La víctima sintió que nada era lo que le había parecido hacía apenas unos
segundos. Había sido alcanzado por los disparos, y, tirado en el suelo,
percibió de repente el mundo de una manera que, en sus circunstancias, no le
parecía razonable. Tuvo entonces la certeza de que pronto iba a morir, y no
obstante, le embargó una sensación idílica de paz, como si en ese brevísimo
transcurso del tiempo, su mente hubiera sufrido un cambio incomprensible. El
frío en el bosque era intenso, y se hallaba tumbado sobre la nieve, pero tales
hechos no le afectaban para nada: tenía la sensación de hallarse en un lugar
apacible y acogedor. Supuso que los disparos debían haberle alcanzado en algún
lugar de la cabeza y afectado a una zona importante del cerebro, desconectando
de inmediato su sistema nervioso o algo
parecido. Incluso se sentía relajado, como si en esos momentos estuviera disfrutando
del verano en una playa cerca de los árboles, entre los que podía ver al sol en
lo alto, brillando en el azul del cielo. Sentía correr sobre su frente y
deslizarse por sus mejillas un hilo grueso y oscuro de un líquido que le
llegaba hasta la boca, y supuso que era su sangre, pero, al probarla, tuvo la
sensación de ser una agradable mezcla de vino amontillado, vainilla y miel.

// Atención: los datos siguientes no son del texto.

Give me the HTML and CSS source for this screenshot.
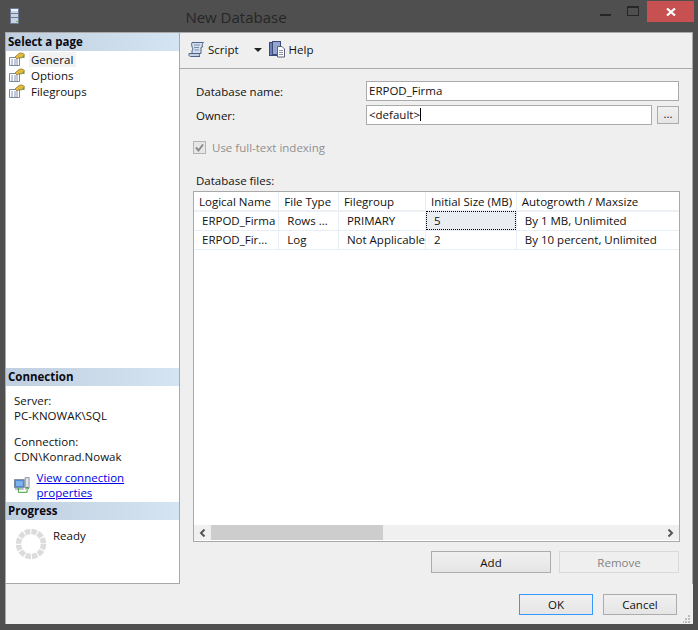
FILE: index.html
```html
<!DOCTYPE html>
<html lang="en">
<head>
    <meta charset="UTF-8">
    <meta name="viewport" content="width=device-width, initial-scale=1.0">
    <title>New Database</title>
    <link rel="stylesheet" href="styles.css">
</head>
<body>
    <div class="window">
        <!-- Title bar -->
        <div class="titlebar">
            <svg class="app-icon" width="10" height="16" viewBox="0 0 10 16">
                <rect x="0.5" y="0.5" width="8" height="15" fill="#c9d3e3" stroke="#6d7c94"/>
                <rect x="1" y="1" width="7" height="2" fill="#eef2f8"/>
                <rect x="1" y="5" width="7" height="1" fill="#6d7c94"/>
                <rect x="1" y="9" width="7" height="1" fill="#6d7c94"/>
                <rect x="6" y="13" width="2" height="1" fill="#6fc04a"/>
            </svg>
            <div class="title">New Database</div>
            <div class="win-min"></div>
            <div class="win-max"></div>
            <div class="win-close">
                <svg width="10" height="8" viewBox="0 0 10 8"><path d="M1 0.5L9 7.5M9 0.5L1 7.5" stroke="#fff" stroke-width="2.2"/></svg>
            </div>
        </div>

        <div class="client">
            <div class="main">
                <!-- Left panel -->
                <div class="sidebar">
                    <div class="panel panel-pages">
                        <div class="panel-head">Select a page</div>
                        <div class="page-list">
                            <div class="page-item">
                                <svg class="page-icon" width="16" height="14" viewBox="0 0 16 14"><use href="#pg"/></svg>
                                <span class="page-label active">General</span>
                            </div>
                            <div class="page-item">
                                <svg class="page-icon" width="16" height="14" viewBox="0 0 16 14"><use href="#pg"/></svg>
                                <span class="page-label">Options</span>
                            </div>
                            <div class="page-item">
                                <svg class="page-icon" width="16" height="14" viewBox="0 0 16 14"><use href="#pg"/></svg>
                                <span class="page-label">Filegroups</span>
                            </div>
                        </div>
                    </div>
                    <div class="panel panel-conn">
                        <div class="panel-head">Connection</div>
                        <div class="conn-body">
                            <div>Server:</div>
                            <div>PC-KNOWAK\SQL</div>
                            <div class="conn-gap">Connection:</div>
                            <div>CDN\Konrad.Nowak</div>
                            <div class="conn-link">
                                <svg width="17" height="16" viewBox="0 0 17 16">
                                    <rect x="0.5" y="2.5" width="10" height="8" fill="#4a86d8" stroke="#7a8aa0"/>
                                    <rect x="2" y="4" width="7" height="5" fill="#7fb4ee"/>
                                    <rect x="11.5" y="0.5" width="4" height="10" fill="#dfe3ea" stroke="#8a93a3"/>
                                    <rect x="1" y="11" width="9" height="2" fill="#b4bcc8"/>
                                    <path d="M4.5 11V15.5H13.5V11M11.5 12.5L13.5 10L15.5 12.5" fill="none" stroke="#3f9a35"/>
                                </svg>
                                <a href="#">View connection properties</a>
                            </div>
                        </div>
                    </div>
                    <div class="panel panel-progress">
                        <div class="panel-head">Progress</div>
                        <div class="progress-body">
                            <svg width="32" height="32" viewBox="0 0 32 32">
                                <circle cx="16" cy="16" r="12.5" fill="none" stroke="#dcdcdc" stroke-width="5.5" stroke-dasharray="5.4 1.15"/>
                            </svg>
                            <span>Ready</span>
                        </div>
                    </div>
                </div>

                <!-- Right panel -->
                <div class="content">
                    <div class="toolbar">
                        <svg width="17" height="17" viewBox="0 0 17 17">
                            <path d="M4 1.5H15.5C14 2.5 14 5 14.5 6L13 6.5V12.5H4.5C3.5 11 4 9 5 8C4 6 3 3.5 4 1.5Z" fill="#d6dfec" stroke="#4f6488"/>
                            <path d="M1 12.5H12C11 13.5 11 15 12 15.5H2.5C1.2 15.5 .5 13.8 1 12.5Z" fill="#c5d1e3" stroke="#4f6488"/>
                            <path d="M6 4H12M6 6.5H11M6.5 9H11" stroke="#7b8cab"/>
                        </svg>
                        <span class="tool-label">Script</span>
                        <span class="tool-arrow"></span>
                        <svg class="help-icon" width="17" height="17" viewBox="0 0 17 17">
                            <rect x="0.5" y="1.5" width="9" height="13" fill="#6b7fb5" stroke="#3c4a78"/>
                            <rect x="3.5" y="0.5" width="8" height="13" fill="#94a5d0" stroke="#3c4a78"/>
                            <path d="M8.5 5.5H13L15.5 8V16H8.5Z" fill="#fff" stroke="#59607a"/>
                            <path d="M10 9.5H14M10 11.5H14M10 13.5H14" stroke="#8a90a5"/>
                        </svg>
                        <span class="tool-label">Help</span>
                    </div>

                    <div class="form">
                        <div class="form-row">
                            <label class="form-label">Database name:</label>
                            <div class="text-box">ERPOD_Firma</div>
                        </div>
                        <div class="form-row form-row-owner">
                            <label class="form-label">Owner:</label>
                            <div class="text-box owner-box">&lt;default&gt;<span class="caret"></span></div>
                            <div class="browse-btn">...</div>
                        </div>
                        <div class="check-row">
                            <svg width="13" height="13" viewBox="0 0 13 13">
                                <rect x="0.5" y="0.5" width="12" height="12" fill="#e6e6e6" stroke="#b4b4b4"/>
                                <path d="M3 6.5L5.5 9.5L10 3.5" fill="none" stroke="#8a8a8a" stroke-width="2"/>
                            </svg>
                            <span>Use full-text indexing</span>
                        </div>
                        <div class="files-label">Database files:</div>

                        <div class="grid">
                            <table class="files">
                                <colgroup>
                                    <col class="c1"><col class="c2"><col class="c3"><col class="c4"><col>
                                </colgroup>
                                <thead>
                                    <tr>
                                        <th>Logical Name</th>
                                        <th>File Type</th>
                                        <th>Filegroup</th>
                                        <th>Initial Size (MB)</th>
                                        <th>Autogrowth / Maxsize</th>
                                    </tr>
                                </thead>
                                <tbody>
                                    <tr>
                                        <td>ERPOD_Firma</td>
                                        <td>Rows ...</td>
                                        <td>PRIMARY</td>
                                        <td class="selected">5</td>
                                        <td>By 1 MB, Unlimited</td>
                                    </tr>
                                    <tr>
                                        <td>ERPOD_Fir...</td>
                                        <td>Log</td>
                                        <td>Not Applicable</td>
                                        <td>2</td>
                                        <td>By 10 percent, Unlimited</td>
                                    </tr>
                                </tbody>
                            </table>
                            <div class="scrollbar">
                                <div class="scroll-arrow">
                                    <svg width="7" height="8" viewBox="0 0 7 8"><path d="M5.5 0.5L2 4L5.5 7.5" fill="none" stroke="#555" stroke-width="2"/></svg>
                                </div>
                                <div class="scroll-thumb"></div>
                                <div class="scroll-track"></div>
                                <div class="scroll-arrow">
                                    <svg width="7" height="8" viewBox="0 0 7 8"><path d="M1.5 0.5L5 4L1.5 7.5" fill="none" stroke="#555" stroke-width="2"/></svg>
                                </div>
                            </div>
                        </div>

                        <div class="grid-buttons">
                            <div class="btn btn-wide">Add</div>
                            <div class="btn btn-wide btn-disabled">Remove</div>
                        </div>
                    </div>
                </div>
            </div>

            <div class="footer">
                <div class="btn btn-small btn-default">OK</div>
                <div class="btn btn-small">Cancel</div>
                <svg class="grip" width="8" height="8" viewBox="0 0 8 8" fill="#bdbdbd">
                    <rect x="5" y="0" width="2" height="2"/><rect x="2" y="3" width="2" height="2"/><rect x="5" y="3" width="2" height="2"/>
                    <rect x="-1" y="6" width="2" height="2"/><rect x="2" y="6" width="2" height="2"/><rect x="5" y="6" width="2" height="2"/>
                </svg>
            </div>
        </div>
    </div>

    <!-- Shared page icon -->
    <svg width="0" height="0" class="defs">
        <defs>
            <g id="pg">
                <path d="M0.5 5.5H10.5V13.5H0.5Z" fill="#fff" stroke="#7d8797"/>
                <path d="M2 8H4M5 8H9M2 10H4M5 10H9M2 12H4M5 12H9" stroke="#7f93b4"/>
                <path d="M6 5L10 1.5C11.5 0.5 14 1 15.5 2.5L13 6L10 5.5L8 7Z" fill="#e6b93a" stroke="#8c7a2c" stroke-width="0.8"/>
                <path d="M13 5.5L15.5 3V6Z" fill="#4d9a3c"/>
            </g>
        </defs>
    </svg>
</body>
</html>
```

FILE: styles.css
```css
* {
    box-sizing: border-box;
}
html, body {
    margin: 0;
    padding: 0;
}
body {
    background-color: #4f4f4f;
    color: #111;
    font-family: "Open Sans", "Noto Sans", sans-serif;
    font-size: 11.5px;
    line-height: 15px;
}
.defs {
    display: block;
}
.window {
    display: flex;
    flex-direction: column;
    width: 698px;
    height: 630px;
    padding: 0 5px 6px 5px;
}

/* Title bar */
.titlebar {
    display: flex;
    align-items: flex-start;
    height: 32px;
    flex: none;
}
.app-icon {
    margin: 8px 0 0 5px;
}
.title {
    flex: 1;
    margin-top: 8px;
    padding-left: 0;
    padding-right: 148px;
    text-align: center;
    color: #262626;
    font-size: 15px;
    line-height: 18px;
}
.win-min {
    width: 11px;
    height: 2px;
    margin: 14px 16px 0 0;
    background: #262626;
}
.win-max {
    width: 12px;
    height: 10px;
    margin: 6px 8px 0 0;
    border: 1px solid #262626;
    border-top-width: 2px;
}
.win-close {
    display: flex;
    align-items: center;
    justify-content: center;
    width: 47px;
    height: 21px;
    margin: 1px -1px 0 0;
    background: #c75050;
}

/* Client area */
.client {
    flex: 1;
    display: flex;
    flex-direction: column;
    background: #efefef;
    border-top: 1px solid #a9a9a9;
    border-left: 1px solid #a9a9a9;
}
.main {
    flex: 1;
    display: flex;
    min-height: 0;
}
.sidebar {
    display: flex;
    flex-direction: column;
    width: 174px;
    background: #fff;
    border-right: 1px solid #a9a9a9;
    border-bottom: 1px solid #a9a9a9;
}
.panel-pages {
    flex: 1;
}
.panel-conn {
    height: 134px;
}
.panel-progress {
    height: 81px;
}
.panel-head {
    height: 18px;
    padding-left: 2px;
    background: linear-gradient(to right, #bfcfdf, #d5e4f2);
    color: #0a0a14;
    font-weight: 700;
    line-height: 18px;
}
.page-list {
    padding-top: 0;
}
.page-item {
    display: flex;
    align-items: center;
    height: 16px;
    padding-left: 3px;
}
.page-icon {
    flex: none;
}
.page-label {
    margin-left: 4px;
    padding: 0 3px 0 2px;
}
.page-label.active {
    background: #f2f2f2;
}
.conn-body {
    padding: 7px 0 0 8px;
}
.conn-gap {
    margin-top: 11px;
}
.conn-link {
    display: flex;
    align-items: center;
    gap: 6px;
    margin-top: 6px;
}
.conn-link a {
    color: #0000e6;
}
.progress-body {
    display: flex;
    align-items: flex-start;
    padding: 8px 0 0 9px;
}
.progress-body span {
    margin: 0 0 0 6px;
}

/* Right side */
.content {
    flex: 1;
    display: flex;
    flex-direction: column;
    min-width: 0;
}
.toolbar {
    display: flex;
    align-items: center;
    height: 36px;
    flex: none;
    padding: 0 0 2px 8px;
    border-bottom: 1px solid #a9a9a9;
    border-right: 1px solid #a9a9a9;
}
.tool-label {
    margin-left: 3px;
}
.tool-arrow {
    width: 0;
    height: 0;
    margin: 0 7px 0 15px;
    border-left: 4px solid transparent;
    border-right: 4px solid transparent;
    border-top: 4px solid #222;
}
.form {
    flex: 1;
    display: flex;
    flex-direction: column;
    padding: 12px 13px 0 13px;
    border-right: 1px solid #a9a9a9;
}
.form-row {
    display: flex;
    align-items: center;
    height: 20px;
}
.form-row-owner {
    margin-top: 4px;
}
.form-label {
    width: 173px;
    padding-left: 3px;
}
.text-box {
    flex: 1;
    height: 20px;
    padding-left: 2px;
    background: #fff;
    border: 1px solid #ababab;
    line-height: 17px;
}
.owner-box {
    flex: none;
    width: 286px;
}
.caret {
    display: inline-block;
    width: 1px;
    height: 13px;
    vertical-align: -2px;
    background: #000;
}
.browse-btn {
    width: 22px;
    height: 18px;
    margin-left: 5px;
    background: linear-gradient(#f0f0f0, #e5e5e5);
    border: 1px solid #acacac;
    text-align: center;
    line-height: 13px;
}
.check-row {
    display: flex;
    align-items: center;
    gap: 6px;
    margin-top: 15px;
    color: #8f8f8f;
}
.files-label {
    margin-top: 18px;
    padding-left: 3px;
    height: 16px;
}
.grid {
    display: flex;
    flex-direction: column;
    width: 487px;
    height: 351px;
    margin-top: 2px;
    background: #fff;
    border: 1px solid #a9a9a9;
}
.files {
    flex: 1;
    display: block;
    border-collapse: collapse;
    table-layout: fixed;
    width: 485px;
}
.files thead, .files tbody {
    display: table-row-group;
}
.c1 { width: 85px; }
.c2 { width: 60px; }
.c3 { width: 85px; }
.c4 { width: 91px; }
.files th {
    height: 19px;
    padding: 0 0 0 5px;
    font-weight: 400;
    text-align: left;
    background: #fff;
    border-right: 1px solid #e8eef5;
    border-bottom: 2px solid #edf1f6;
    white-space: nowrap;
}
.files th:last-child, .files td:last-child {
    width: 164px;
    border-right: none;
}
.files td {
    height: 19px;
    padding: 0 0 0 8px;
    border-right: 1px solid #e8eef5;
    border-bottom: 1px solid #e8eef5;
    white-space: nowrap;
}
.files td.selected {
    background: #e9edf1;
    outline: 1px dotted #000;
    outline-offset: -1px;
}
.scrollbar {
    display: flex;
    flex: none;
    height: 15px;
    margin-bottom: 1px;
    background: #f0f0f0;
}
.scroll-arrow {
    display: flex;
    align-items: center;
    justify-content: center;
    width: 17px;
}
.scroll-thumb {
    width: 172px;
    background: #cdcdcd;
}
.scroll-track {
    flex: 1;
}
.grid-buttons {
    display: flex;
    justify-content: flex-end;
    gap: 8px;
    margin-top: 9px;
}

/* Buttons */
.btn {
    display: flex;
    align-items: center;
    justify-content: center;
    background: linear-gradient(#f0f0f0, #e5e5e5);
    border: 1px solid #acacac;
}
.btn-wide {
    width: 120px;
    height: 22px;
}
.btn-disabled {
    background: #efefef;
    border-color: #d9d9d9;
    color: #838383;
}
.btn-small {
    width: 74px;
    height: 21px;
}
.btn-default {
    border-color: #3399ff;
}

/* Footer */
.footer {
    position: relative;
    display: flex;
    justify-content: flex-end;
    gap: 10px;
    height: 40px;
    flex: none;
    padding: 10px 16px 0 0;
}
.grip {
    position: absolute;
    right: 2px;
    bottom: 1px;
}
```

Pronto pudo ver cerca de sus ojos el cañón de una pistola apuntándole, y tuvo
entonces la certeza de que iba a morir de inmediato; después vio la cara del
verdugo detrás de un brazo extendido, y comprendió que le iban a rematar. Tuvo
tiempo sin embargo de mirarle a la cara, contraída con una mueca de horror,
como si no quisiera ver lo que estaba haciendo. Lamentó no llegar a decirle que
no se preocupara: a él le parecía un ángel.
Al verle desaparecer tras la escollera, para tranquilizarme, me aferré a
la imagen de mi amigo cuando poco antes paseábamos tranquilamente por el paseo
marítimo. Era un tipo encantador cuya compañía siempre me resultaba grata.
Hablaba poco, eso es cierto, pero hasta entonces me había escuchado con suma atención, como si verdaderamente
estuviera muy interesado en lo que le estaba contando, e incluso reflexionara
seriamente sobre ello. No daba para nada la impresión, tan habitual en muchas personas,
que cuando hablas con ellas se desentienden casi de inmediato de lo oído, y te
cuentan lo primero que se les viene a la cabeza. Por eso me sorprendió cuando
poco antes de llegar al muelle, enmudeció totalmente y empezó a mirar hacia
otro lado, como si estuviera buscando algo con cierta urgencia, ajeno totalmente a lo que le estaba contando. Se
trataba sin embargo de un asunto grave, pues resultaba que mi hijo pequeño,
Juanito, de apenas seis años, había sido intervenido pocos días antes de una
apendicitis, y en las últimas horas el postoperatorio se había complicado. Yo
me quedé un tanto sorprendido, pues su conducta no era en absoluto la habitual,
que como dije más arriba, era la de una persona afectuosa y comunicativa. Por
si lo dicho fuera poco, ya cerca del final del muelle aceleró el paso y se distanció
claramente de mí, que me vi obligado a levantar la voz para contarle los
últimos detalles de la visita del médico aquella mañana. Pero ni por esas.
Acabé gritándole la posibilidad de una septicemia, cuando inesperadamente cogió
carrerilla y se lanzó al agua desde lo alto, desapareciendo poco después detrás
de la escollera con un crawl elegante y fluido.